A Motex abriu suas portas um ano após a alfaiataria Gomes começar a atender sua vasta clientela em Copacabana. Nessa época, Humberto Pádua, junto com seu irmão, inaugurou a loja que, na época, era mais uma opção no ramo de calçados. Mal sabia ele que, após 54 anos de funcionamento, seria a única no bairro a oferecer sapatos artesanais com pronta entrega e a produzir modelos difíceis de encontrar, como os bicolores, que foram moda nos anos 20 e 30 e depois retornaram aos pés dos homens em meados da década de 60.
Humberto cita que, nos dias atuais, a demanda ainda é muito boa. Muitos clientes são até de outro estado (como acontece também com a alfaiataria vizinha) e, assim como acontece na Flora Santa Clara, há cada vez uma procura maior pelas compras virtuais (http://motexcalcados.com.br/).

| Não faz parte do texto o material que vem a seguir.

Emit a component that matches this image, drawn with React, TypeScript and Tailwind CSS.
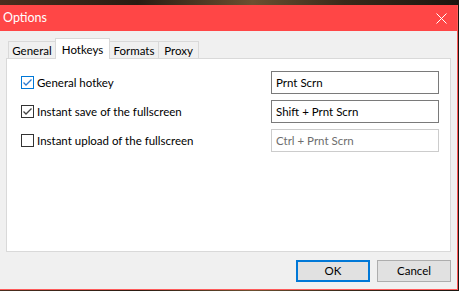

Ele diz também ter notado uma queda no mercado ao longo dessas cinco décadas. “Antes, todos usavam sapatos porque não existiam tênis. Após todo mundo passar a usar calça jeans com esse tipo de calçado, o mercado estabilizou”, destaca. Segundo ele, os consumidores que continuaram procuram a loja devido a qualidade dos sapatos. “Eles são de couro legítimo. Alguns clientes têm eles há 20, 30 anos”, ressalta, lembrando que, nesses casos, eles não são usados diariamente.